I chose to feature Lauren first in this little venture. I have a LONG list of amazing, local women who are doing big, life-changing things. That’s true. But Lauren captivates me. And here’s why. She is choosing to be a part of our community. Choosing everyday to wake up (except for the ten days a month, give or take, that she spends jet-setting around the world making art) and spend her time here. To spend her money here. To let her voice be heard HERE. She is using the fame and recognition and success she has achieved and is championing our little city. She has showed up and used her voice to raise money for Downtown Dogs, for RIFA. She has run a 5k and then entertained us with a fantastic duet. She has donated her skills to save local businesses and has been a key part in bringing good, quality music to Jackson. And she did not have to do any of it. Her kindness and dedication to her craft has compelled her. She is a living, breathing example of what it really means to give back to a place that made you. She keeps showing up. She keeps singing. She keeps using her voice to make a difference.

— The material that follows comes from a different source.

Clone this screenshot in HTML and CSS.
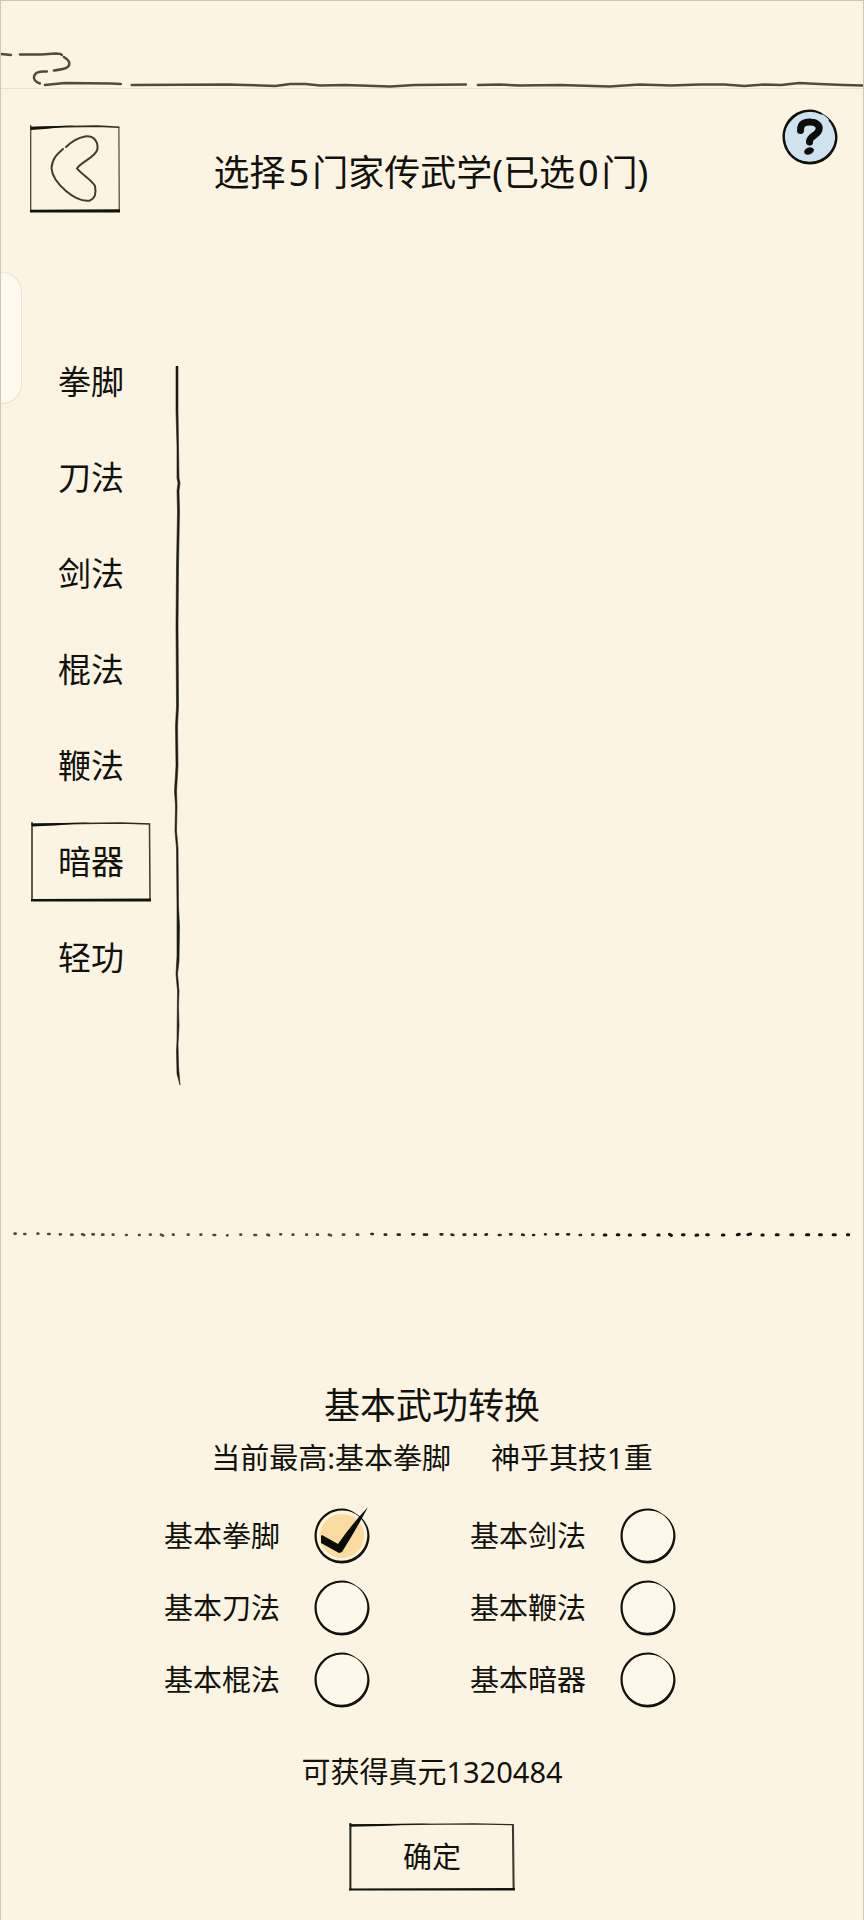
FILE: index.html
```html
<!DOCTYPE html>
<html lang="zh-CN">
<head>
    <meta charset="UTF-8">
    <meta name="viewport" content="width=device-width, initial-scale=1.0">
    <title>家传武学</title>
    <link rel="stylesheet" href="styles.css">
</head>
<body>
    <!-- shared ink shapes -->
    <svg class="defs" aria-hidden="true">
        <symbol id="frame" viewBox="0 0 120 80" preserveAspectRatio="none">
            <path d="M1 0V79M1 2.500L50 1.5L90 1L119 2" fill="none" stroke="#2b2b22" stroke-width="1.500"/>
            <path d="M118.500 1.500L119 77" fill="none" stroke="#3a3a31" stroke-width="1.500"/>
            <path d="M0 1.500L60 0.500L24 3.500L1 4.500Z" fill="#11140c"/>
            <path d="M0 77L120 76.500V79.500L0 79.500Z" fill="#11140c"/>
        </symbol>
        <symbol id="ring" viewBox="0 0 56 56">
            <path fill-rule="evenodd" d="M28 0.500C12 0.500 0.500 13 0.500 28S13 55.500 28 55.500S55.500 43 55.500 28C55.500 19 50 10 42 5.500C37 2 33 0.500 28 0.500ZM28 2.500C33 2.500 37 3.500 42 6.200C49 11 53.300 19 53.300 27C53.300 41 42 52.700 27.500 52.700S2.700 41 2.700 27.500S14 2.500 28 2.500Z" fill="#11120c"/>
        </symbol>
    </svg>

    <div class="handle"></div>

    <svg class="cloud-line" viewBox="0 0 864 87" preserveAspectRatio="none" fill="none" stroke="#4f4b41" stroke-width="2.500" stroke-linecap="round" stroke-linejoin="round" aria-hidden="true">
        <path d="M0 53L10 54M19 53.500L40 53.500L55 52.500Q60 52.500 61 54M63 56C70 60 71 66 62 68Q57 69 53 69.500M46 70.500C39 70 33 71 33 77Q34 81 39 82.500"/>
        <path d="M44 84L64 82L110 82.500L120 83M131 84L228 83.500L245 84L275 85L290 83L305 83L320 84.500L345 84L390 85.500L415 84L466 83.500"/>
        <path d="M478 84L500 83.500L520 84.500L560 84L610 85.500L640 83.500L672 84.500L700 83.500L725 83.500L745 85L765 83.500L782 84L800 82L820 83L845 84L864 84.500"/>
    </svg>

    <header class="header">
        <button class="ink-button back" type="button" aria-label="返回">
            <svg class="frame" aria-hidden="true"><use href="#frame"/></svg>
            <svg class="back-icon" viewBox="0 0 50 70" fill="none" stroke="#3d3d35" stroke-width="2" stroke-linecap="round" aria-hidden="true">
                <path d="M13 15C7 20 2 25 1.500 34C2 44 9 51 16 57C23 63 31 68 40 66.500C46 64 46 57 45 52C42 46 30 39 27 34.500C31 28 46 23 47.500 15C48 6 43 1.500 35 2.500C27 4 21 8 16 13"/>
            </svg>
        </button>
        <h1 class="title">选择<span class="num">5</span>门家传武学(已选<span class="num">0</span>门)</h1>
        <button class="help" type="button" aria-label="帮助">
            <svg viewBox="0 0 56 56" aria-hidden="true">
                <circle cx="28" cy="28" r="26" fill="#cfe2f0"/>
                <use href="#ring"/>
                <path d="M40 5Q28 -1 16 5Q2 14 2 28Q3 43 15 51Q28 57 41 51Q54 42 54 28Q53 18 47 11" fill="none" stroke="#11120c" stroke-width="1.500"/>
                <path d="M18.500 21.500C18 14 24 12.500 29 13C36 13.500 39 18 36 23C33 27 27 28 27.500 33" fill="none" stroke="#0c0d0d" stroke-width="7" stroke-linecap="round" stroke-linejoin="round"/>
                <ellipse cx="27" cy="42" rx="5" ry="3.500" fill="#0c0d0d" transform="rotate(-20 27 42)"/>
            </svg>
        </button>
    </header>

    <main>
        <div class="content">
            <nav class="tabs">
                <button class="ink-button tab" type="button">拳脚</button>
                <button class="ink-button tab" type="button">刀法</button>
                <button class="ink-button tab" type="button">剑法</button>
                <button class="ink-button tab" type="button">棍法</button>
                <button class="ink-button tab" type="button">鞭法</button>
                <button class="ink-button tab" type="button" aria-current="true">
                    <svg class="frame" aria-hidden="true"><use href="#frame"/></svg>
                    <span>暗器</span>
                </button>
                <button class="ink-button tab" type="button">轻功</button>
            </nav>
            <svg class="divider" viewBox="0 0 8 719" preserveAspectRatio="none" aria-hidden="true">
                <path d="M3 0L5 0L5 45L5.500 80L6 112L7 117L6 125L6.500 145L5.500 200L5 260L5.500 340L4.500 360L5 400L3.500 425L4 440L3.500 465L5 482L5.500 540L6.500 560L6 595L4.500 608L6 625L5.500 640L6 660L5 678L5.500 700L7 719L4 708L3.500 685L4 675L4.500 625L3 608L4 590L4 540L3.500 482L2 465L2.500 440L1.500 425L3 400L2.500 360L3.500 340L3 260L3.500 200L4.500 145L4 125L5 117L4 112L4 80L3 45Z" fill="#1c1c15" stroke="#1c1c15" stroke-width="0.600"/>
            </svg>
        </div>

        <svg class="dots" viewBox="0 0 2592 36" preserveAspectRatio="none" fill="none" stroke-linecap="round" aria-hidden="true">
            <path stroke="#4b483c" stroke-width="8" d="M41 17h3M70 18h3M110 17h2M142 18h4M177 19h3M211 20h4M244 19l6 2M275 19h4M304 20h4M336 20h2M376 21h2M415 21h2M448 20h2M481 20l6 3M517 20h2M562 20h2M600 20h2M639 21h5M680 22h1M720 20h2M762 21h5M801 20l5 2M840 19h2M877 20h2M918 20h2M950 20h3M986 20l6 2M1028 20h4M1070 20h4"/>
            <path stroke="#2c2a20" stroke-width="8" d="M1114 18h4M1154 20h4M1193 20h6M1237 19h5M1272 20h9M1322 19h5M1355 20l5 1M1391 20h5M1424 20h4M1457 20l4-1M1497 21h5M1531 19h4M1567 20l5 1M1600 21h3M1636 19h2M1670 19h5M1703 19h5M1740 21h4M1778 20h3"/>
            <path stroke="#14150e" stroke-width="9" d="M1814 21h5M1853 20h5M1889 21h4M1930 20h6M1975 21h4M2010 19l6 3M2049 20h5M2090 22l5-1M2122 20h5M2169 21h5M2214 20l6-1M2246 20l8-2M2288 21h4M2331 20h6M2375 20h6M2422 20h7M2461 20h6M2502 20h7M2545 20h4"/>
        </svg>

        <form class="convert">
            <h2 class="title">基本武功转换</h2>
            <p class="best"><span>当前最高:基本拳脚</span><span>神乎其技1重</span></p>
            <div class="options">
                <label class="option">基本拳脚
                    <span class="radio">
                        <input type="radio" name="skill" value="fist" checked>
                        <svg viewBox="0 0 56 56" aria-hidden="true">
                            <use href="#ring"/>
                            <path d="M7 28L8 27L24 36Q37 17 54 -1Q43 20 28 44L25 45L7 35Z" fill="#0b0c08"/>
                        </svg>
                    </span>
                </label>
                <label class="option">基本剑法
                    <span class="radio">
                        <input type="radio" name="skill" value="sword">
                        <svg viewBox="0 0 56 56" aria-hidden="true"><use href="#ring"/></svg>
                    </span>
                </label>
                <label class="option">基本刀法
                    <span class="radio">
                        <input type="radio" name="skill" value="blade">
                        <svg viewBox="0 0 56 56" aria-hidden="true"><use href="#ring"/></svg>
                    </span>
                </label>
                <label class="option">基本鞭法
                    <span class="radio">
                        <input type="radio" name="skill" value="whip">
                        <svg viewBox="0 0 56 56" aria-hidden="true"><use href="#ring"/></svg>
                    </span>
                </label>
                <label class="option">基本棍法
                    <span class="radio">
                        <input type="radio" name="skill" value="staff">
                        <svg viewBox="0 0 56 56" aria-hidden="true"><use href="#ring"/></svg>
                    </span>
                </label>
                <label class="option">基本暗器
                    <span class="radio">
                        <input type="radio" name="skill" value="hidden">
                        <svg viewBox="0 0 56 56" aria-hidden="true"><use href="#ring"/></svg>
                    </span>
                </label>
            </div>
            <p class="reward">可获得真元1320484</p>
            <button class="ink-button confirm" type="button">
                <svg class="frame" aria-hidden="true"><use href="#frame"/></svg>
                <span>确定</span>
            </button>
        </form>
    </main>
</body>
</html>
```
FILE: styles.css
```css
* {
    margin: 0;
    padding: 0;
    box-sizing: border-box;
}

body {
    position: relative;
    min-height: 100vh;
    background-color: #fcf4e2;
    border: 1px solid #cfc8b8;
    border-bottom: none;
    color: #11120e;
    font-family: "Noto Sans", "Noto Sans CJK SC", sans-serif;
    font-size: 29px;
    line-height: 40px;
}

button {
    border: none;
    background: none;
    color: inherit;
    font: inherit;
    cursor: pointer;
}

svg {
    display: block;
}

.defs {
    position: absolute;
    width: 0;
    height: 0;
}

/* pull-out handle on the screen edge */
.handle {
    position: absolute;
    top: 271px;
    left: 0;
    width: 21px;
    height: 132px;
    background-color: #fdf9ee;
    border: 1px solid #e9e2d1;
    border-left: none;
    border-radius: 0 20px 20px 0;
}

.cloud-line {
    width: 100%;
    height: 87px;
}

.header {
    display: grid;
    grid-template-columns: 90px 1fr 96px;
    align-items: start;
    padding: 20px 25px 0 29px;
    border-top: 1px solid #e6dfce;
}

.title {
    font-size: 36px;
    font-weight: 400;
    line-height: 48px;
    text-align: center;
}

.header .title {
    margin-top: 40px;
}

.num {
    margin: 0 3px;
}

/* button content and its ink frame share one cell */
.ink-button {
    display: grid;
    place-items: center;
}

.ink-button > * {
    grid-area: 1 / 1;
}

.frame {
    width: 100%;
    height: 100%;
}

.back {
    height: 88px;
    margin-top: 16px;
}

.back-icon {
    width: 50px;
    height: 70px;
}

.help {
    justify-self: end;
    width: 56px;
    height: 56px;
}

.content {
    display: flex;
    gap: 22px;
    padding-left: 30px;
    margin-top: 129px;
}

.tabs {
    display: flex;
    flex-direction: column;
    gap: 16px;
}

.tab {
    grid-template-rows: 80px;
    grid-template-columns: 120px;
    width: 120px;
    height: 80px;
    font-size: 33px;
}

.divider {
    width: 8px;
    height: 719px;
    margin-top: 24px;
}

.dots {
    width: 100%;
    height: 12px;
    margin-top: 143px;
}

.convert {
    display: flex;
    flex-direction: column;
    align-items: center;
    margin-top: 142px;
    padding-bottom: 28px;
}

.best {
    display: flex;
    gap: 40px;
    margin-top: 8px;
}

.options {
    display: grid;
    grid-template-columns: auto auto;
    gap: 16px 100px;
    margin-top: 30px;
    padding-right: 24px;
}

.option {
    display: flex;
    align-items: center;
    gap: 34px;
}

.radio {
    display: grid;
    width: 56px;
    height: 56px;
}

.radio > * {
    grid-area: 1 / 1;
}

.radio svg {
    pointer-events: none;
    overflow: visible;
}

.radio input {
    appearance: none;
    margin: 2px;
    border-radius: 50%;
    background-color: #fdf8ea;
}

.radio input:checked {
    border: 4px solid #fdf3da;
    background-color: #fadca0;
}

.reward {
    margin-top: 44px;
}

.confirm {
    grid-template-rows: 68px;
    grid-template-columns: 166px;
    width: 166px;
    height: 68px;
    margin-top: 31px;
}
```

I have only spent a few hours here and there with Lauren this past year. As you can imagine, she is a busy woman. She has popped into my shop, we have bumped into each other at various lunch spots downtown. Honestly, most of my interaction with her until just recently has been from afar. Watching, listening. But she has this contagious ability to make me feel welcome every time. Her shows are fun. People dance and sing along and TALK TO EACH OTHER. She is fostering a space for human interaction. In our community. And I am HERE FOR IT. To me, that is her most valuable gift. Sure, I have listened to I Don’t Wanna Have To Lie roughly four hundred times this summer, but her truest contribution is what it always has been- her voice. She is creating space for people to just be. Be themselves. Be together. There are never any strings attached or expectations with Lauren. She just is what she is and welcomes you to be just who you are. That is important work. She is using her status as a platform to advocate- not just for our city but for the people who comprise it. And, as far as this local gal is concerned, that is holy work.